The usual suspects have gotten the band back together to ensure that no action is taken to mitigate flooding in Houston.

Former Harris County Tax Assessor-Collector Paul Bettencourt has teamed up with anti-tax advocate Bruce Hotze and conservative activist Norman Adams, significant players in a previously successful effort to scuttle a drainage fee during the Lee Brown administration. They reformed the “No Rain Tax” PAC, Bettencourt said, and expect to raise enough money to run radio ads and phone banks against the measure.

Bettencourt said it was “preposterous” that the details about how the program would be implemented have yet to emerge with the vote only five weeks away.

“This is an open-ended blank check from the taxpayers,” he said.

I’ll stipulate that it’s taken a long time for all of the details of Prop 1 to be finalized.
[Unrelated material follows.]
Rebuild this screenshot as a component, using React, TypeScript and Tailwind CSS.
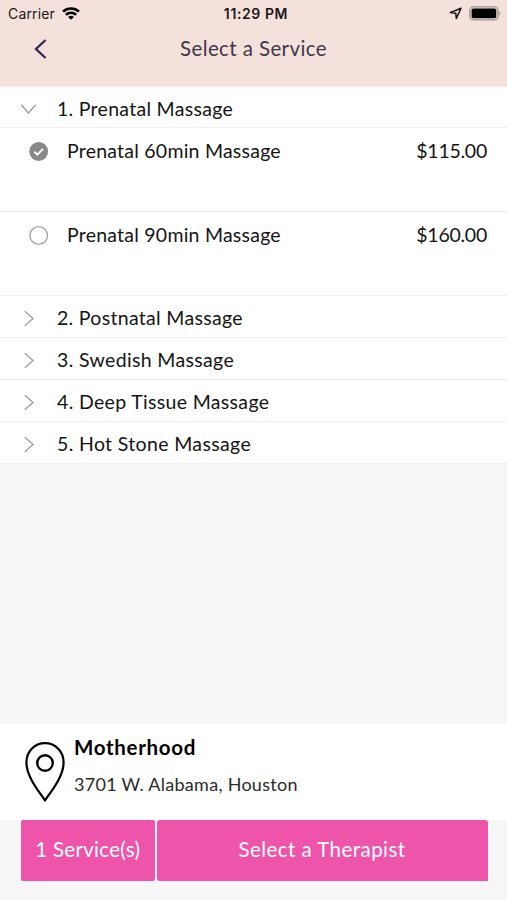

But let’s be clear, that’s just a convenient excuse for these guys. Had there been a fully realized plan six months ago, with every i dotted and t crossed, they’d claim some other reason to oppose this. That’s because they don’t want to pay any money to alleviate flooding problems in Houston. I don’t know if that’s because they don’t think there are flooding problems in Houston, or because they’re too cheap to pay the five bucks a month that Prop 1 would cost them, but I do know that in the nine years since the last time they defeated a proposal that was intended to tackle this problem, they haven’t offered any solutions of their own, or supported any candidates that offered a solution that they approved of. Thus, my conclusion that they’re not interested in being part of any solution.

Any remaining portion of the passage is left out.